But tax expenditures are the only way for anti-government types in government to spend money! ;-)
The complexity doesn't come from the simple cases: it comes from the cases that are legitimately complex. Carried interest, investment gains, charitable contributions, foreign income, corporate debt and so forth aren't reducible to a simple equation. For the vast majority of Americans taxes are simple: for many of the rest, they will never be simple unless they are abolished all together.
Carried (really, any) interest: income.
Investment gains: income.
Charitable contributions: good for you.
Foreign income, less taxes paid upon repatriation: income.

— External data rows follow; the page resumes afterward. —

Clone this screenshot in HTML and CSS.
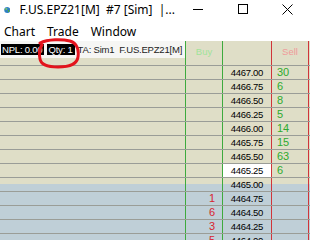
FILE: index.html
```html
<!DOCTYPE html>
<html lang="en">
<head>
  <meta charset="UTF-8" />
  <title>F.US.EPZ21[M] #7 [Sim]</title>
  <link rel="stylesheet" href="styles.css">
</head>
<body>

  <!-- Title bar -->
  <div class="titlebar">
    <svg class="globe" width="14" height="14" viewBox="0 0 14 14">
      <circle cx="7" cy="7" r="6.5" fill="#2f7fc4"/>
      <path d="M3 3.5 C5 2 7 2.5 7.5 4.5 C6.5 6 5 5.5 4.5 7.5 C3.5 8 2 7 1.6 5.5 Z" fill="#4caf3c"/>
      <path d="M8.5 7 C10 6.5 12 7.5 12.2 9 C11 11.5 9.5 12 8.5 11 C8 9.5 9 8.5 8.5 7 Z" fill="#4caf3c"/>
      <circle cx="5" cy="4.5" r="2.5" fill="#ffffff" opacity="0.25"/>
    </svg>
    <div class="title">F.US.EPZ21[M]&nbsp; #7 [Sim]&nbsp; |...</div>
    <div class="controls">
      <span class="ctl">
        <svg width="10" height="10" viewBox="0 0 10 10"><path d="M0 5.5 H10" stroke="#000" stroke-width="1"/></svg>
      </span>
      <span class="ctl">
        <svg width="10" height="10" viewBox="0 0 10 10"><rect x="0.5" y="0.5" width="9" height="9" fill="none" stroke="#000" stroke-width="1"/></svg>
      </span>
      <span class="ctl">
        <svg width="11" height="11" viewBox="0 0 11 11"><path d="M0.5 0.5 L10.5 10.5 M10.5 0.5 L0.5 10.5" stroke="#000" stroke-width="1"/></svg>
      </span>
    </div>
  </div>

  <!-- Menu -->
  <div class="menubar">
    <span>Chart</span>
    <span>Trade</span>
    <span>Window</span>
  </div>

  <!-- Price ladder -->
  <div class="ladder">
    <div class="row head">
      <div class="cell chart">
        <div class="toolbar">
          <span class="tag">NPL: 0.00</span>
          <span class="tag">Qty: 1</span>
          <span class="info">TA: Sim1&nbsp; F.US.EPZ21[M]</span>
        </div>
      </div>
      <div class="cell buy"><span class="buy-head">Buy</span></div>
      <div class="cell price"></div>
      <div class="cell sell"><span class="sell-head">Sell</span></div>
      <div class="cell edge"></div>
    </div>

    <div class="row ask"><div class="cell chart"></div><div class="cell buy"></div><div class="cell price">4467.00</div><div class="cell sell">30</div><div class="cell edge"></div></div>
    <div class="row ask"><div class="cell chart"></div><div class="cell buy"></div><div class="cell price">4466.75</div><div class="cell sell">6</div><div class="cell edge"></div></div>
    <div class="row ask"><div class="cell chart"></div><div class="cell buy"></div><div class="cell price">4466.50</div><div class="cell sell">8</div><div class="cell edge"></div></div>
    <div class="row ask"><div class="cell chart"></div><div class="cell buy"></div><div class="cell price">4466.25</div><div class="cell sell">5</div><div class="cell edge"></div></div>
    <div class="row ask"><div class="cell chart"></div><div class="cell buy"></div><div class="cell price">4466.00</div><div class="cell sell">14</div><div class="cell edge"></div></div>
    <div class="row ask"><div class="cell chart"></div><div class="cell buy"></div><div class="cell price">4465.75</div><div class="cell sell">15</div><div class="cell edge"></div></div>
    <div class="row ask"><div class="cell chart"></div><div class="cell buy"></div><div class="cell price">4465.50</div><div class="cell sell">63</div><div class="cell edge"></div></div>
    <div class="row ask"><div class="cell chart"></div><div class="cell buy"></div><div class="cell price last">4465.25</div><div class="cell sell">6</div><div class="cell edge"></div></div>
    <div class="row split"><div class="cell chart"></div><div class="cell buy"></div><div class="cell price">4465.00</div><div class="cell sell"></div><div class="cell edge"></div></div>
    <div class="row bid"><div class="cell chart"></div><div class="cell buy">1</div><div class="cell price">4464.75</div><div class="cell sell"></div><div class="cell edge"></div></div>
    <div class="row bid"><div class="cell chart"></div><div class="cell buy">6</div><div class="cell price">4464.50</div><div class="cell sell"></div><div class="cell edge"></div></div>
    <div class="row bid"><div class="cell chart"></div><div class="cell buy">3</div><div class="cell price">4464.25</div><div class="cell sell"></div><div class="cell edge"></div></div>
    <div class="row bid"><div class="cell chart"></div><div class="cell buy">5</div><div class="cell price">4464.00</div><div class="cell sell"></div><div class="cell edge"></div></div>
  </div>

  <!-- Hand-drawn annotation round the quantity -->
  <svg class="mark" width="48" height="32" viewBox="0 0 48 32">
    <path d="M6 5 C14 1 28 1 36 3 C43 5 45 12 44 19 C43 26 36 29 24 29 C14 29 7 27 6 21 C5 16 5 11 8 7" fill="none" stroke="#e3141d" stroke-width="3" stroke-linecap="round"/>
  </svg>

</body>
</html>
```

FILE: styles.css
```css
body {
  margin: 0;
  width: 310px;
  height: 240px;
  overflow: hidden;
  background-color: #ffffff;
  font-family: "Noto Sans", "Open Sans", sans-serif;
  position: relative;
}

/* Title bar */
.titlebar {
  display: flex;
  align-items: center;
  height: 22px;
  padding-left: 4px;
}
.titlebar .globe {
  margin-top: -2px;
}
.titlebar .title {
  margin-left: 9px;
  margin-top: -3px;
  font-size: 12px;
  color: #000;
  white-space: nowrap;
}
.controls {
  display: flex;
  margin-left: auto;
  margin-top: -4px;
}
.controls .ctl {
  width: 45px;
  display: flex;
  justify-content: center;
}

/* Menu */
.menubar {
  display: flex;
  gap: 12px;
  height: 19px;
  padding-left: 4px;
  font-size: 12px;
  align-items: center;
  color: #000;
}

/* Ladder */
.ladder {
  font-family: "Liberation Sans", Arial, sans-serif;
}
.row {
  display: flex;
  height: 13px;
  border-bottom: 1px solid #9a9d97;
  background-color: #dfdec7;
}
.row.head {
  height: 24px;
}
.row.bid {
  background-color: #bfcfd7;
}
.row.split {
  background: linear-gradient(#dfdec7 0, #dfdec7 6px, #bfcfd7 6px);
}
.cell {
  box-sizing: border-box;
  height: 100%;
}
.cell.chart {
  width: 186px;
  border-right: 1px solid #3eaa3e;
}
.cell.buy {
  width: 37px;
  border-right: 1px solid #3eaa3e;
  text-align: right;
  padding-right: 7px;
  color: #d8232f;
  font-size: 11px;
  line-height: 13px;
}
.cell.price {
  width: 49px;
  border-right: 1px solid #d0353a;
  text-align: right;
  padding-right: 8px;
  font-size: 9.5px;
  letter-spacing: -0.3px;
  line-height: 13px;
  color: #000;
}
.cell.price.last {
  background-color: #ffffff;
}
.cell.sell {
  width: 37px;
  border-right: 1px solid #d0353a;
  padding-left: 5px;
  color: #2eaa2e;
  font-size: 11px;
  line-height: 13px;
}
.cell.edge {
  flex: 1;
}

.head .cell.buy,
.head .cell.sell {
  text-align: center;
  padding: 0;
  font-size: 9.5px;
  line-height: 22px;
}
.buy-head {
  color: #9fe39a;
}
.sell-head {
  color: #f09a9a;
}

/* Toolbar over the chart column */
.toolbar {
  display: flex;
  align-items: center;
  gap: 3px;
  height: 17px;
  background-color: #f6f6f4;
  padding-left: 1px;
  font-size: 9.5px;
  letter-spacing: -0.2px;
  white-space: nowrap;
}
.toolbar .tag {
  background-color: #000;
  color: #fff;
  padding: 0 2px 0 1px;
  line-height: 11px;
}
.toolbar .info {
  color: #222;
}

/* Annotation */
.mark {
  position: absolute;
  left: 34px;
  top: 38px;
}
```
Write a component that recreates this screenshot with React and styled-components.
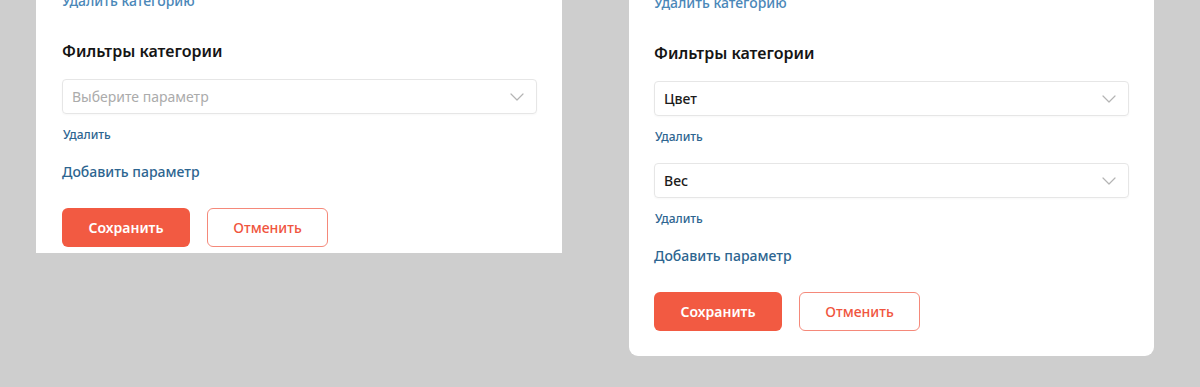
import React from 'react';
import styled, { createGlobalStyle } from 'styled-components';

const GlobalStyle = createGlobalStyle`
  html, body {
    margin: 0;
    padding: 0;
    background: #cecece;
  }

  body {
    font-family: 'Noto Sans', 'Open Sans', sans-serif;
    height: 387px;
    overflow: hidden;
  }
`;

const Chevron = () => (
  <svg width="14" height="8" viewBox="0 0 14 8" fill="none">
    <path d="M1 1l6 6 6-6" stroke="#b4b4b4" strokeWidth="1.2" strokeLinecap="round" strokeLinejoin="round" />
  </svg>
);

const FilterSelect = ({ value, placeholder }) => (
  <SelectBox>
    {value ? <SelectValue>{value}</SelectValue> : <SelectPlaceholder>{placeholder}</SelectPlaceholder>}
    <Chevron />
  </SelectBox>
);

const FilterCard = ({ filters, offset, bottom }) => (
  <Card offset={offset} bottom={bottom}>
    <TopLink>Удалить категорию</TopLink>
    <Heading>Фильтры категории</Heading>
    {filters.map((f, i) => (
      <FilterRow key={i}>
        <FilterSelect value={f} placeholder="Выберите параметр" />
        <RemoveLink>Удалить</RemoveLink>
      </FilterRow>
    ))}
    <AddLink>Добавить параметр</AddLink>
    <Actions>
      <SaveButton>Сохранить</SaveButton>
      <CancelButton>Отменить</CancelButton>
    </Actions>
  </Card>
);

const App = () => (
  <>
    <GlobalStyle />
    <Page>
      <FilterCard filters={['']} offset={-9} bottom={6} />
      <FilterCard filters={['Цвет', 'Вес']} offset={-7} bottom={25} />
    </Page>
  </>
);

export default App;

// STYLES
const Page = styled.div`
  display: flex;
  align-items: flex-start;
  gap: 67px;
  padding-left: 36px;
`;

const Card = styled.div`
  background: #fff;
  width: 526px;
  box-sizing: border-box;
  margin-top: ${({ offset }) => offset}px;
  padding: 0 25px ${({ bottom }) => bottom}px 26px;
  border-radius: ${({ bottom }) => (bottom > 10 ? '0 0 9px 9px' : '0')};
  display: flex;
  flex-direction: column;
  align-items: flex-start;

  & + & {
    width: 525px;
    padding-left: 25px;
  }
`;

const TopLink = styled.a`
  font-size: 14px;
  line-height: 20px;
  font-weight: 500;
  color: #4a87b8;
`;

const Heading = styled.h3`
  margin: 28px 0 0;
  font-size: 16px;
  line-height: 24px;
  font-weight: 600;
  color: #151515;
`;

const FilterRow = styled.div`
  display: flex;
  flex-direction: column;
  align-items: flex-start;
  align-self: stretch;
  margin-top: 16px;

  & + & {
    margin-top: 18px;
  }
`;

const SelectBox = styled.div`
  align-self: stretch;
  height: 35px;
  box-sizing: border-box;
  border: 1px solid #e6e6e6;
  border-radius: 4px;
  box-shadow: 0 1px 2px rgba(0, 0, 0, 0.03);
  padding: 0 12px 0 9px;
  display: flex;
  align-items: center;
  justify-content: space-between;
`;

const SelectValue = styled.span`
  font-size: 14px;
  font-weight: 500;
  color: #1b1b1b;
`;

const SelectPlaceholder = styled.span`
  font-size: 14px;
  color: #ababab;
`;

const RemoveLink = styled.a`
  margin: 13px 0 0 1px;
  font-size: 12px;
  line-height: 16px;
  font-weight: 500;
  color: #2d6590;
`;

const AddLink = styled.a`
  margin-top: 19px;
  font-size: 14px;
  line-height: 20px;
  font-weight: 500;
  color: #2d6590;
`;

const Actions = styled.div`
  display: flex;
  gap: 17px;
  margin-top: 26px;
`;

const BaseButton = styled.button`
  height: 39px;
  box-sizing: border-box;
  border-radius: 6px;
  font-family: inherit;
  font-size: 14px;
  font-weight: 600;
  cursor: pointer;
`;

const SaveButton = styled(BaseButton)`
  width: 128px;
  border: none;
  background: #f25a42;
  color: #fff;
`;

const CancelButton = styled(BaseButton)`
  width: 121px;
  background: #fff;
  border: 1px solid #f5897a;
  color: #f0553e;
  font-weight: 500;
`;
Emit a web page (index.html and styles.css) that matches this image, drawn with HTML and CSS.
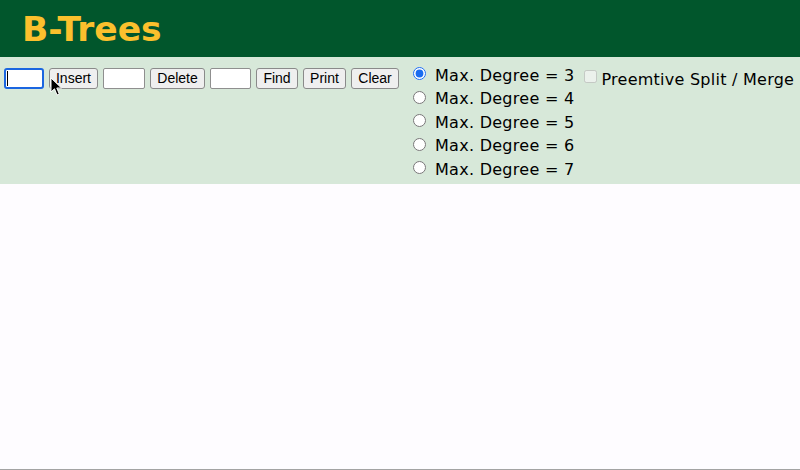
FILE: index.html
```html
<!DOCTYPE html>
<html>
<head>
<meta charset="utf-8">
<title>B-Trees</title>
<link rel="stylesheet" href="styles.css">
</head>
<body>
<header class="header">
  <h1 class="title">B-Trees</h1>
</header>
<div class="panel">
  <div class="controls">
    <span class="field-wrap focused"><input class="field field-a" type="text"></span>
    <button class="btn btn-insert">Insert</button>
    <input class="field field-b" type="text">
    <button class="btn btn-delete">Delete</button>
    <input class="field field-c" type="text">
    <button class="btn btn-find">Find</button>
    <button class="btn btn-print">Print</button>
    <button class="btn btn-clear">Clear</button>
    <svg class="pointer" width="13" height="20" viewBox="0 0 13 20">
      <path d="M1 1 L1 15 L4.5 11.8 L7 18 L9.3 17 L6.8 11 L11.5 11 Z" fill="#000" stroke="#fff" stroke-width="1"/>
    </svg>
  </div>
  <div class="degrees">
    <label class="deg-row"><input class="radio" type="radio" name="deg" checked><span class="txt">Max. Degree = 3</span></label>
    <label class="deg-row"><input class="radio" type="radio" name="deg"><span class="txt">Max. Degree = 4</span></label>
    <label class="deg-row"><input class="radio" type="radio" name="deg"><span class="txt">Max. Degree = 5</span></label>
    <label class="deg-row"><input class="radio" type="radio" name="deg"><span class="txt">Max. Degree = 6</span></label>
    <label class="deg-row"><input class="radio" type="radio" name="deg"><span class="txt">Max. Degree = 7</span></label>
  </div>
  <label class="preempt"><input class="check" type="checkbox" disabled><span class="txt">Preemtive Split / Merge</span></label>
</div>
<div class="canvas-area"></div>
</body>
</html>
```
FILE: styles.css
```css
html, body {
  margin: 0;
  padding: 0;
}
body {
  width: 800px;
  height: 470px;
  overflow: hidden;
  background: #fefcff;
  font-family: "DejaVu Sans", Verdana, sans-serif;
}
.header {
  height: 57px;
  box-sizing: border-box;
  background: #01562c;
  padding-top: 2px;
}
.title {
  margin: 0;
  padding-left: 22px;
  font-family: "DejaVu Sans", Verdana, sans-serif;
  font-weight: bold;
  font-size: 34.5px;
  line-height: 55px;
  color: #fbc02d;
}
.panel {
  height: 127px;
  box-sizing: border-box;
  background: #d7e8d9;
  padding: 5px 0 0 4px;
  display: flex;
  align-items: flex-start;
}
.controls {
  position: relative;
  margin-top: 6px;
  display: flex;
  align-items: center;
  gap: 5px;
}
.field {
  box-sizing: border-box;
  height: 21px;
  margin: 0;
  padding: 1px 2px;
  border: 1px solid #8f8f8f;
  border-radius: 2px;
  background: #fff;
  font-family: "Liberation Sans", Arial, sans-serif;
  font-size: 13px;
  outline: none;
}
.field-a {
  width: 40px;
  border: 2px solid #1a66e0;
  border-radius: 3px;
  display: block;
}
.field-b { width: 42px; }
.field-c { width: 41px; }
.field-wrap {
  position: relative;
  display: block;
}
.field-wrap.focused::after {
  content: "";
  position: absolute;
  left: 3px;
  top: 3px;
  width: 1px;
  height: 15px;
  background: #000;
}
.btn {
  box-sizing: border-box;
  height: 21px;
  margin: 0;
  padding: 0;
  border: 1px solid #8a8a8a;
  border-radius: 3px;
  background: #efefef;
  color: #000;
  font-family: "Liberation Sans", Arial, sans-serif;
  font-size: 14px;
  line-height: 19px;
}
.btn-insert { width: 49px; }
.btn-delete { width: 55px; }
.btn-find { width: 42px; }
.btn-print { width: 43px; }
.btn-clear { width: 48px; }
.pointer {
  position: absolute;
  left: 46px;
  top: 9px;
}
.degrees {
  margin-left: 13px;
  display: flex;
  flex-direction: column;
}
.deg-row {
  height: 23.5px;
  display: flex;
  align-items: center;
  font-size: 16px;
  color: #000;
  letter-spacing: 0.28px;
}
.txt {
  padding-top: 3px;
}
.radio {
  width: 13px;
  height: 13px;
  margin: 0 9px 0 1px;
  accent-color: #1a6cf0;
}
.preempt {
  margin-left: 10px;
  margin-top: 4px;
  height: 23.5px;
  display: flex;
  align-items: center;
  font-size: 16px;
  color: #000;
  letter-spacing: 0.25px;
}
.check {
  width: 13px;
  height: 13px;
  margin: 0 4px 0 0;
  position: relative;
  top: -1px;
}
.canvas-area {
  height: 285px;
  border-bottom: 1px solid #a3a3a3;
  background: #fefcff;
}
```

House purchase: congratulations.
The tax code is complex because it gives the government power over us, because there is a huge industry built around it and because rich people can use it to their advantage.
Agreed except for foreign income: we have treaties with most countries to avoid double taxation: If I've paid taxes to Turkey for money earned in Turkey, why do I pay it again in the US?
Now, things get more complicated with foreign investments. If you've paid taxes on the investment in Ireland, you've likely paid less than you would in the US -- so that doesn't quite work. That's where things get complicated.
should all work like multi-state commuter taxes--i live in NJ, work in NY, and my NY tax is credited against my NJ liability (leaving no liability to NJ, as NY rates are higher (at least with the extra NYC tax thrown in)). tax treaties (as exist between many states) just make the revenue sharing easier from the governments' point of view.
The complexity doesn't come from the simple cases: it comes from the cases that are legitimately complex. Carried interest, investment gains, charitable contributions, foreign income, corporate debt and so forth aren't reducible to a simple equation. For the vast majority of Americans taxes are simple: for many of the rest, they will never be simple unless they are abolished all together.